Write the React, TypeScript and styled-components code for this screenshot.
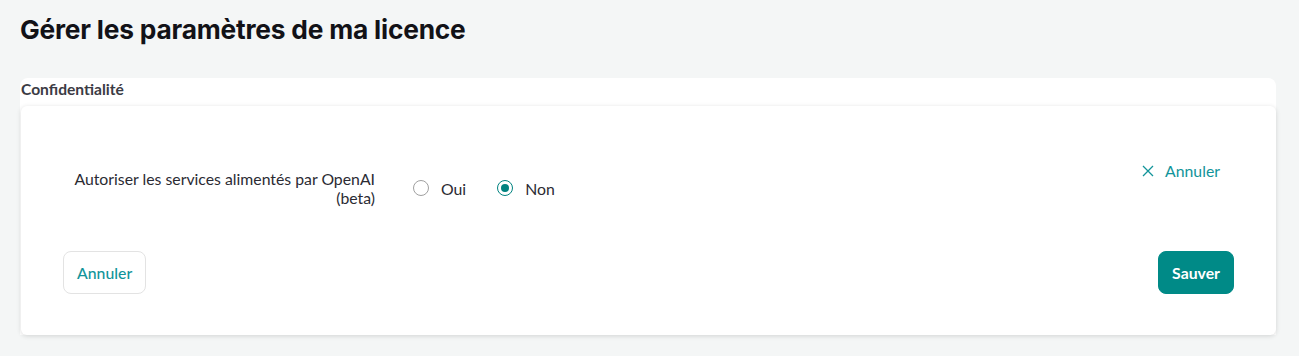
import React, { useState } from 'react';
import styled, { createGlobalStyle } from 'styled-components';

// styles
const GlobalStyle = createGlobalStyle`
  html, body {
    margin: 0;
    padding: 0;
    background-color: #f4f6f6;
  }
  body {
    font-family: Lato, "Open Sans", sans-serif;
    color: #2b2b33;
  }
`;

const Page = styled.main`
  width: 1299px;
  height: 356px;
  box-sizing: border-box;
  padding: 14px 23px 0 20px;
  background-color: #f4f6f6;
`;

const Title = styled.h1`
  margin: 0;
  font-family: Inter, sans-serif;
  font-size: 26.3px;
  font-weight: 700;
  line-height: 32px;
  color: #121217;
  letter-spacing: -0.2px;
`;

const Section = styled.section`
  margin-top: 32px;
  background-color: #ffffff;
  border-radius: 8px 8px 0 0;
`;

const SectionLabel = styled.h2`
  margin: 0;
  padding: 1px 1px 0;
  height: 27px;
  font-size: 15.6px;
  font-weight: 700;
  line-height: 20px;
  color: #3b3b44;
`;

const Card = styled.div`
  margin-left: 1px;
  padding: 63px 42px 41px;
  background-color: #ffffff;
  border-radius: 6px;
  box-shadow: 0 1px 5px rgba(0, 0, 0, 0.14);
`;

const Row = styled.div`
  display: flex;
  align-items: center;
`;

const FieldLabel = styled.label`
  width: 312px;
  text-align: right;
  font-size: 15.8px;
  line-height: 19px;
  color: #2b2b33;
`;

const RadioGroup = styled.div`
  display: flex;
  align-items: center;
  gap: 31px;
  margin-left: 38px;
  flex: 1;
`;

const RadioOption = styled.label`
  display: flex;
  align-items: center;
  gap: 12px;
  font-size: 15.8px;
  color: #2b2b33;
  cursor: pointer;
`;

const RadioCircle = styled.span<{ $checked: boolean }>`
  width: 16px;
  height: 16px;
  box-sizing: border-box;
  border-radius: 50%;
  border: 1px solid ${(p) => (p.$checked ? '#00827f' : '#a0a0a0')};
  display: flex;
  align-items: center;
  justify-content: center;
  &::after {
    content: '';
    width: 8px;
    height: 8px;
    border-radius: 50%;
    background-color: ${(p) => (p.$checked ? '#00827f' : 'transparent')};
  }
`;

const LinkButton = styled.button`
  align-self: flex-start;
  margin-top: -8px;
  margin-right: 14px;
  display: flex;
  align-items: center;
  gap: 11px;
  padding: 0;
  border: none;
  background: transparent;
  font-family: Lato, sans-serif;
  font-size: 15.8px;
  color: #12949a;
  cursor: pointer;
`;

const Footer = styled.div`
  display: flex;
  justify-content: space-between;
  margin-top: 44px;
`;

const Button = styled.button<{ $primary?: boolean }>`
  height: 43px;
  padding: 0 13px;
  border-radius: 8px;
  font-family: Lato, sans-serif;
  font-size: 15.8px;
  font-weight: ${(p) => (p.$primary ? 700 : 500)};
  border: 1px solid ${(p) => (p.$primary ? '#008a87' : '#e3e3e3')};
  background-color: ${(p) => (p.$primary ? '#008a87' : '#ffffff')};
  color: ${(p) => (p.$primary ? '#ffffff' : '#12949a')};
  cursor: pointer;
`;

const CloseIcon = () => (
  <svg width="12" height="12" viewBox="0 0 12 12" fill="none">
    <path d="M1 1L11 11M11 1L1 11" stroke="#12949a" strokeWidth="1.3" />
  </svg>
);

// logic
const App = () => {
  const [value, setValue] = useState<'oui' | 'non'>('non');

  return (
    <Page>
      <GlobalStyle />
      <Title>Gérer les paramètres de ma licence</Title>
      <Section>
        <SectionLabel>Confidentialité</SectionLabel>
        <Card>
          <Row>
            <FieldLabel>
              Autoriser les services alimentés par OpenAI
              <br />
              (beta)
            </FieldLabel>
            <RadioGroup>
              <RadioOption onClick={() => setValue('oui')}>
                <RadioCircle $checked={value === 'oui'} />
                Oui
              </RadioOption>
              <RadioOption onClick={() => setValue('non')}>
                <RadioCircle $checked={value === 'non'} />
                Non
              </RadioOption>
            </RadioGroup>
            <LinkButton>
              <CloseIcon />
              Annuler
            </LinkButton>
          </Row>
          <Footer>
            <Button>Annuler</Button>
            <Button $primary>Sauver</Button>
          </Footer>
        </Card>
      </Section>
    </Page>
  );
};

export default App;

### JOB
All of the lines above should be printed exactly, minus the pictures.

### SOLUTION FOR THIS EXERCISE
Write the React, TypeScript and styled-components code for this screenshot.
import React, { useState } from 'react';
import styled, { createGlobalStyle } from 'styled-components';

// styles
const GlobalStyle = createGlobalStyle`
  html, body {
    margin: 0;
    padding: 0;
    background-color: #f4f6f6;
  }
  body {
    font-family: Lato, "Open Sans", sans-serif;
    color: #2b2b33;
  }
`;

const Page = styled.main`
  width: 1299px;
  height: 356px;
  box-sizing: border-box;
  padding: 14px 23px 0 20px;
  background-color: #f4f6f6;
`;

const Title = styled.h1`
  margin: 0;
  font-family: Inter, sans-serif;
  font-size: 26.3px;
  font-weight: 700;
  line-height: 32px;
  color: #121217;
  letter-spacing: -0.2px;
`;

const Section = styled.section`
  margin-top: 32px;
  background-color: #ffffff;
  border-radius: 8px 8px 0 0;
`;

const SectionLabel = styled.h2`
  margin: 0;
  padding: 1px 1px 0;
  height: 27px;
  font-size: 15.6px;
  font-weight: 700;
  line-height: 20px;
  color: #3b3b44;
`;

const Card = styled.div`
  margin-left: 1px;
  padding: 63px 42px 41px;
  background-color: #ffffff;
  border-radius: 6px;
  box-shadow: 0 1px 5px rgba(0, 0, 0, 0.14);
`;

const Row = styled.div`
  display: flex;
  align-items: center;
`;

const FieldLabel = styled.label`
  width: 312px;
  text-align: right;
  font-size: 15.8px;
  line-height: 19px;
  color: #2b2b33;
`;

const RadioGroup = styled.div`
  display: flex;
  align-items: center;
  gap: 31px;
  margin-left: 38px;
  flex: 1;
`;

const RadioOption = styled.label`
  display: flex;
  align-items: center;
  gap: 12px;
  font-size: 15.8px;
  color: #2b2b33;
  cursor: pointer;
`;

const RadioCircle = styled.span<{ $checked: boolean }>`
  width: 16px;
  height: 16px;
  box-sizing: border-box;
  border-radius: 50%;
  border: 1px solid ${(p) => (p.$checked ? '#00827f' : '#a0a0a0')};
  display: flex;
  align-items: center;
  justify-content: center;
  &::after {
    content: '';
    width: 8px;
    height: 8px;
    border-radius: 50%;
    background-color: ${(p) => (p.$checked ? '#00827f' : 'transparent')};
  }
`;

const LinkButton = styled.button`
  align-self: flex-start;
  margin-top: -8px;
  margin-right: 14px;
  display: flex;
  align-items: center;
  gap: 11px;
  padding: 0;
  border: none;
  background: transparent;
  font-family: Lato, sans-serif;
  font-size: 15.8px;
  color: #12949a;
  cursor: pointer;
`;

const Footer = styled.div`
  display: flex;
  justify-content: space-between;
  margin-top: 44px;
`;

const Button = styled.button<{ $primary?: boolean }>`
  height: 43px;
  padding: 0 13px;
  border-radius: 8px;
  font-family: Lato, sans-serif;
  font-size: 15.8px;
  font-weight: ${(p) => (p.$primary ? 700 : 500)};
  border: 1px solid ${(p) => (p.$primary ? '#008a87' : '#e3e3e3')};
  background-color: ${(p) => (p.$primary ? '#008a87' : '#ffffff')};
  color: ${(p) => (p.$primary ? '#ffffff' : '#12949a')};
  cursor: pointer;
`;

const CloseIcon = () => (
  <svg width="12" height="12" viewBox="0 0 12 12" fill="none">
    <path d="M1 1L11 11M11 1L1 11" stroke="#12949a" strokeWidth="1.3" />
  </svg>
);

// logic
const App = () => {
  const [value, setValue] = useState<'oui' | 'non'>('non');

  return (
    <Page>
      <GlobalStyle />
      <Title>Gérer les paramètres de ma licence</Title>
      <Section>
        <SectionLabel>Confidentialité</SectionLabel>
        <Card>
          <Row>
            <FieldLabel>
              Autoriser les services alimentés par OpenAI
              <br />
              (beta)
            </FieldLabel>
            <RadioGroup>
              <RadioOption onClick={() => setValue('oui')}>
                <RadioCircle $checked={value === 'oui'} />
                Oui
              </RadioOption>
              <RadioOption onClick={() => setValue('non')}>
                <RadioCircle $checked={value === 'non'} />
                Non
              </RadioOption>
            </RadioGroup>
            <LinkButton>
              <CloseIcon />
              Annuler
            </LinkButton>
          </Row>
          <Footer>
            <Button>Annuler</Button>
            <Button $primary>Sauver</Button>
          </Footer>
        </Card>
      </Section>
    </Page>
  );
};

export default App;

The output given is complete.